Des arguments que les athlètes avancent depuis déjà un an reviennent sur la table : « On ne peut séparer à 100% sport et politique, ce serait naïf de penser le contraire, explique ainsi Ingrid Landmark Tandrevold au quotidien VG. C’est difficile d’imaginer boycotter une épreuve ou plusieurs mais la situation est grave et doit être prise au sérieux. » Vetle Sjaastad Christiansen approuve : « Je comprends qu’on ne veuille pas mélanger sport et politique mais c’est difficile quand les Russes tissent des liens étroits entre les athlètes et l’armée. »
« Je comprends qu’il doit y avoir une discussion pour savoir quand et comment les Russes pourront être réintégrés, termine Johannes Thingnes Boe. Mais aujourd’hui, cela ne me paraît pas envisageable. Que le CIO dise que la majorité des athlètes est pour le retour des Russes me semble malhonnête. »

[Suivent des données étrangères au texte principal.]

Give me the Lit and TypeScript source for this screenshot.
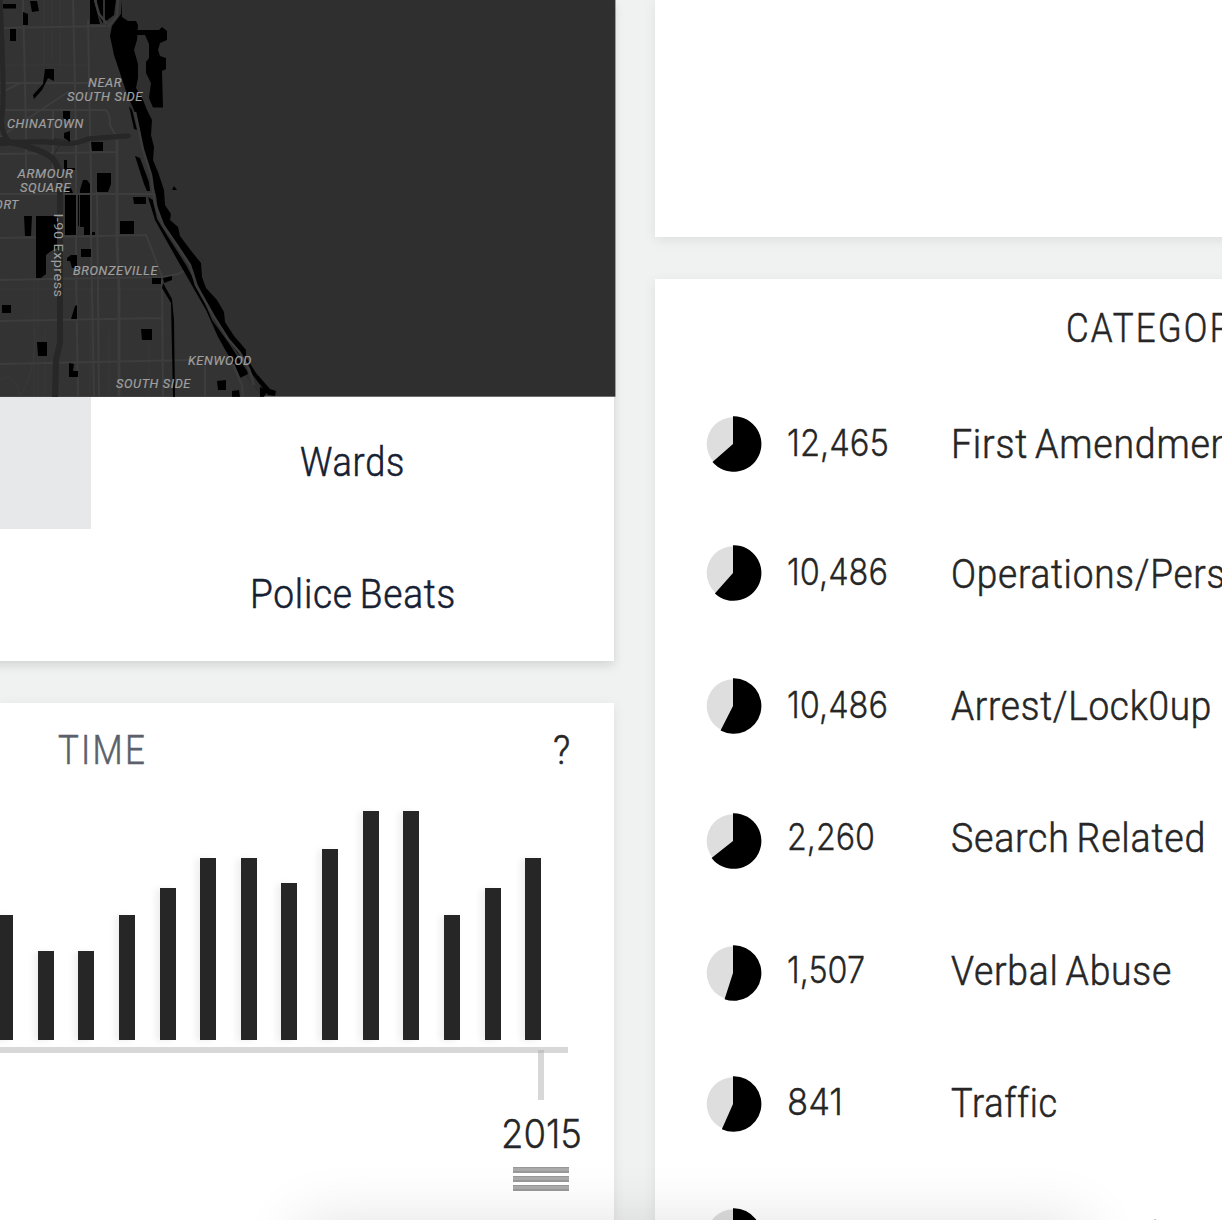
import { LitElement, html, css, svg } from "lit";
import { customElement, property } from "lit/decorators.js";

/** A line of text whose advance width is set exactly, so it condenses like a narrow face. */
@customElement("fit-text")
class FitText extends LitElement {
  @property() text = "";
  @property({ type: Number }) width = 100;
  @property({ type: Number }) size = 40;
  static styles = css`
    :host { display: block; flex: none; }
    svg { display: block; overflow: visible; }
    text { font-family: var(--face, Roboto), "Liberation Sans", sans-serif; font-weight: 300; letter-spacing: var(--tracking, 0.8px); word-spacing: -3px; fill: currentColor; stroke: currentColor; stroke-width: var(--stem, 0.55px); }
  `;
  render() {
    return html`<svg width=${this.width} height=${this.size}>
      <text x="0" y=${this.size * 0.86} font-size=${this.size} textLength=${this.width} lengthAdjust="spacingAndGlyphs">${this.text}</text>
    </svg>`;
  }
}

@customElement("share-pie")
class SharePie extends LitElement {
  @property({ type: Number }) degrees = 180;
  static styles = css`
    :host { display: block; flex: none; width: 56px; height: 56px; }
    svg { display: block; }
  `;
  render() {
    const a = (this.degrees * Math.PI) / 180;
    const x = 27.6 + 27.8 * Math.sin(a);
    const y = 28 - 27.8 * Math.cos(a);
    return html`<svg width="56" height="56" viewBox="0 0 56 56">
      <circle cx="27.5" cy="28" r="26.8" fill="#dedede" />
      <path d="M27 28V.2H28A27.8 27.8 0 1 1 ${x} ${y}Z" fill="#000" />
    </svg>`;
  }
}

@customElement("city-map")
class CityMap extends LitElement {
  static styles = css`
    :host { display: block; flex: none; height: 397px; }
    svg { display: block; overflow: hidden; }
    .label { font: italic 400 12.6px Roboto, sans-serif; letter-spacing: 0.6px; fill: #a0a0a0; stroke: #a0a0a0; stroke-width: 0.2px; }
    .road { fill: none; stroke: #3d3d3d; stroke-width: 2; }
    .wide { stroke-width: 3; }
    .faint { fill: none; stroke: #393939; stroke-width: 1; }
    .highway { fill: none; stroke: #272727; stroke-linecap: round; }
  `;
  render() {
    const labels: [string, number, number, number][] = [
      ["NEAR", 88, 87, 34], ["SOUTH SIDE", 67, 100.5, 76], ["CHINATOWN", 7, 127.8, 77],
      ["ARMOUR", 17.5, 178.3, 56], ["SQUARE", 20, 192, 51], ["PORT", -14, 209, 33],
      ["BRONZEVILLE", 73, 275, 85], ["KENWOOD", 188, 365, 64], ["SOUTH SIDE", 116, 388, 75],
    ];
    return html`<svg width="616" height="397" viewBox="0 0 616 397">
      <rect width="615.4" height="396.7" fill="#2f2f2f" />
      <path fill="#333" d="M0 0H120L112 25L124 85L140 140L153 190L170 240L192 280L215 325L240 370L262 396.7H0Z" />
      <path class="faint" d="M44 0V65M52 0V60M60 0V70M34 280V396M38 280V396M45 330V396M90 290V396M109 330V396M149 330V396M0 289H160M0 65H90M20 396Q35 375 35 330M0 380Q15 370 20 396" />
      <path class="road" d="M0 28L106 26M0 83H95M0 110H105Q110 112 110 125L117 138M0 154L116 152M0 194H155M0 238L146 235L162 276M0 280L162 277L178 274L187 269M0 321L162 318M0 364L190 360M23 0L26 130V170M73 0L76 130V270L78 396M88 20L91 180V240L94 396M97 190L99 396M162 280L163 396M0 93L20 83M0 137L68 92M53 110V170M205 366V396" />
      <path class="road wide" d="M117 140V240L119 290V396" />
      <path class="highway" stroke-width="5" d="M0 0Q5 100 2 115Q0 130 8 141" />
      <path class="highway" stroke-width="5" d="M-2 144Q25 140 60 143Q75 145 88 139Q110 137 128 136" />
      <path class="highway" stroke-width="1" d="M32 142Q42 137 50 141Q58 137 66 141M52 158L60 144L55 138" />
      <path class="highway" stroke-width="6" d="M0 140Q40 148 52 158Q61 167 60 190V343L56 360L55 397" />
      <g fill="#000">
        <path d="M90 0H94L100 24H90ZM97 0H103V24L97 12ZM105 0H116L114 15L105 22Z" />
        <path d="M122 0V17L128 21H136L138 25L137 40L134 50L138 64V78L136 88L143 100L147 110L152 120L151 135L154 147L153 160L158 172L164 190L165 205L171 214L170 220L178 227L180 236L192 252L201 263L202 277L206 288L217 300L224 312L225 322L234 336L241 344L246 350V357L256 373L270 389L276 391L275 396L268 395L252 374L240 356L226 338L215 321L206 303L198 286L193 270L185 258L172 240L162 225L158 211L156 195L151 180L147 163L142 145L140 130L134 110L127 94L121 76L114 55L110 36L112 26L121 14Z" />
        <path d="M137 30H159L162 27L167 31V40L160 43L158 50L160 56L166 58V69L162 71L163 107.5H153L149 98L151 83L146 73V62L149 58V44L145 35L137 35Z" />
        <path d="M129 106L132 110L137 130L134 129ZM135 156L140 158L149 182L150 191H147L144 184ZM148 197L153 200L157 219L170 240L186 265L200 291L212 320L228 342L247 371L248 374L240 378L231 360L218 337L206 310L190 282L178 261L165 238L155 220Z" />
        <path d="M163 283L172 299L174 320L175 397H173L171 303L162 288ZM163 278L172 276V280L164 283ZM172 190L174 186L177 190Z" />
        <path d="M3 4H16V8.5H3ZM30 1H37L39 11L32 12ZM23 12L28 14V25H23ZM10 29H16V41H10ZM45 69H54V81L48 78L42 90L34 99L33 95L43 84ZM63 111H70V122L63 118ZM64 133L70 131V142L64 138ZM91 142H103V151H92ZM64 160H67V168H75V170H64ZM97 173H111V184L108 192H97ZM65 190L71 188L73 193H65ZM80 190L83 180H87L90 184V193H80Z" />
        <path d="M65 195H76V235H65ZM78 195H79V226H78ZM80 195H90V235H84V227H80ZM92 232H95V235H92ZM24 216H32L31 236H25ZM36 216H57V248L51 251L46 255V274L41 278H36ZM81 249H91V257H81ZM67 258L71 255H77V268H72L70 261H67ZM120 221H134V234H120ZM133 197H146V204H134ZM152 278H161V284H152ZM141 329H152V340H142ZM2 305H11V313H2ZM37 342H47V356H38ZM75 306L77 305V319H71ZM69 363L74 364L73 371H78V377H69ZM217 381L226 380V390H218ZM232 391L239 390L240 396.7H232ZM260 387L268 391L264 396.7H260Z" />
      </g>
      <path d="M95 0L99 14L107 24M118 0L117 16L108 27M135 112L143 150L151 175L155 204L163 225L178 247L190 265L196 285L214 317L228 339L240 353L249 369L254 385M233 364L242 385L243 396" fill="none" stroke="#3b3b3b" stroke-width="2.6" />
      ${labels.map(([t, x, y, w]) => svg`<text class="label" x=${x} y=${y} textLength=${w} lengthAdjust="spacingAndGlyphs">${t}</text>`)}
      <text transform="translate(54 213.5) rotate(90)" textLength="84" lengthAdjust="spacingAndGlyphs" font-family="Roboto, sans-serif" font-size="13.5" letter-spacing="0.4" fill="#a0a0a0">I-90 Express</text>
    </svg>`;
  }
}

interface Category { count: string; countWidth: number; label: string; labelWidth: number; degrees: number; height: number; pieShift: number; }

const categories: Category[] = [
  { count: "12,465", countWidth: 102, label: "First Amendmen", labelWidth: 281, degrees: 229.4, height: 129.5, pieShift: 0 },
  { count: "10,486", countWidth: 101, label: "Operations/Pers", labelWidth: 275, degrees: 222.4, height: 132.5, pieShift: -0.5 },
  { count: "10,486", countWidth: 101, label: "Arrest/Lock0up", labelWidth: 261, degrees: 208, height: 132, pieShift: -0.2 },
  { count: "2,260", countWidth: 88, label: "Search Related", labelWidth: 255, degrees: 232.5, height: 133, pieShift: 2.8 },
  { count: "1,507", countWidth: 78, label: "Verbal Abuse", labelWidth: 221, degrees: 199, height: 132, pieShift: 1.8 },
  { count: "841", countWidth: 56, label: "Traffic", labelWidth: 107, degrees: 205, height: 134, pieShift: 1.3 },
  { count: "476", countWidth: 60, label: "Special Record", labelWidth: 208, degrees: 205, height: 132, pieShift: -0.8 },
];

const bars = [125, 89, 89, 125, 152.5, 182, 182, 157, 191.5, 229, 229, 125, 152.5, 182];

@customElement("app-root")
class AppRoot extends LitElement {
  static styles = css`
    :host { display: block; }
    .page { position: relative; display: flex; gap: 41px; width: 1222px; height: 1220px; overflow: hidden; background: #f0f2f1; color: #262626; }
    .left { width: 614px; flex: none; display: flex; flex-direction: column; gap: 42px; }
    .right { flex: 1; display: flex; flex-direction: column; gap: 42px; }
    .card { background: #fff; box-shadow: 0 3px 12px rgba(0, 0, 0, 0.08); }
    .areas { height: 661px; margin-left: -20px; padding-left: 20px; box-shadow: 0 4px 10px rgba(0, 0, 0, 0.13); }
    .grid { display: grid; grid-template: 132px 132px / 91px 523px; color: #162033; }
    .cell { display: flex; align-items: center; justify-content: center; padding-bottom: 2px; box-sizing: border-box; }
    .selected { background: #e6e8ea; }
    .time { flex: none; height: 560px; }
    .head { display: flex; justify-content: space-between; padding: 27px 43px 0 58px; height: 78px; box-sizing: border-box; }
    .title { color: #5b616c; }
    .title, .heading { --tracking: 2.6px; }
    .count, .year { --face: Inter; --tracking: 0px; --stem: 0.3px; }
    .bars { display: flex; align-items: flex-end; gap: 24.64px; height: 259px; margin-left: -3px; }
    .bar { width: 16px; flex: none; background: #262626; box-shadow: -4px 1px 7px rgba(0, 0, 0, 0.07); }
    .axis { height: 6px; width: 568px; margin-top: 7.2px; background: #d8d8d8; }
    .marker { display: flex; flex-direction: column; align-items: center; width: 82px; margin: -3px 0 0 500.4px; }
    .tick { width: 6px; height: 50px; background: rgba(170, 170, 170, 0.46); }
    .year { margin-top: 13.5px; }
    .grip { display: flex; flex-direction: column; gap: 3px; margin-top: 14.5px; }
    .line { width: 56px; height: 6px; box-sizing: border-box; background: #ababab; border: solid #999; border-width: 1px 0 2px; }
    .blank { flex: none; height: 237px; }
    .categories { flex: none; height: 1000px; padding: 28px 0 0 51.4px; box-sizing: border-box; }
    .heading { margin-left: 359.6px; height: 101px; }
    .row { display: flex; align-items: flex-start; }
    .pie { flex: none; width: 56px; padding-top: 8px; }
    .count { flex: none; width: 162px; padding: 15.6px 0 0 24.2px; box-sizing: border-box; }
    .name { padding: 16px 0 0 26.4px; }
    .tray { position: absolute; left: 300px; top: 1222px; width: 785px; height: 120px; border-radius: 10px; box-shadow: 0 0 62px rgba(0, 0, 0, 0.12); pointer-events: none; }
  `;
  render() {
    return html`<div class="page">
      <div class="left">
        <section class="card areas">
          <city-map></city-map>
          <div class="grid">
            <div class="cell selected"></div>
            <div class="cell"><fit-text text="Wards" width="105" size="40"></fit-text></div>
            <div class="cell"></div>
            <div class="cell"><fit-text text="Police Beats" width="206" size="40"></fit-text></div>
          </div>
        </section>
        <section class="card time">
          <div class="head">
            <fit-text class="title" text="TIME" width="89" size="40"></fit-text>
            <fit-text text="?" width="18" size="40"></fit-text>
          </div>
          <div class="bars">${bars.map((h) => html`<div class="bar" style="height:${h}px"></div>`)}</div>
          <div class="axis"></div>
          <div class="marker">
            <div class="tick"></div>
            <fit-text class="year" text="2015" width="81" size="39"></fit-text>
            <div class="grip"><div class="line"></div><div class="line"></div><div class="line"></div></div>
          </div>
        </section>
      </div>
      <div class="right">
        <section class="card blank"></section>
        <section class="card categories">
          <fit-text class="heading" text="CATEGOR" width="168" size="41"></fit-text>
          ${categories.map((c) => html`<div class="row" style="height:${c.height}px">
            <div class="pie"><share-pie .degrees=${c.degrees} style="margin-top:${c.pieShift}px"></share-pie></div>
            <div class="count"><fit-text text=${c.count} .width=${c.countWidth} size="37"></fit-text></div>
            <div class="name"><fit-text text=${c.label} .width=${c.labelWidth} size="40"></fit-text></div>
          </div>`)}
        </section>
      </div>
      <div class="tray"></div>
    </div>`;
  }
}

Ce n’est pas la prise de position de Martin Fourcade qui y changera quoi que ce soit. « Je suis sûr que certains Norvégiens sont pour lancer cette discussion mais personne n’ose en parler pour ne pas subir les mêmes critiques que Jacobsen », a-t-il déclaré dans une interview pour la NRK. « Je respecte Martin et je sais qu’il a sûrement beaucoup réfléchi à la question avant de s’exprimer, répond Johannes Thingnes Boe. Pour autant, je suis toujours opposé au retour des Russes. »
Une position sans appel et qu’aucun Norvégien n’a osé contredire publiquement. Il faut dire que nombre de stars des équipes de ski nordique ont annoncé haut et fort soutenir les Ukrainiens et être contre le gouvernement russe et tous ses représentants tant que la guerre ne sera pas terminée.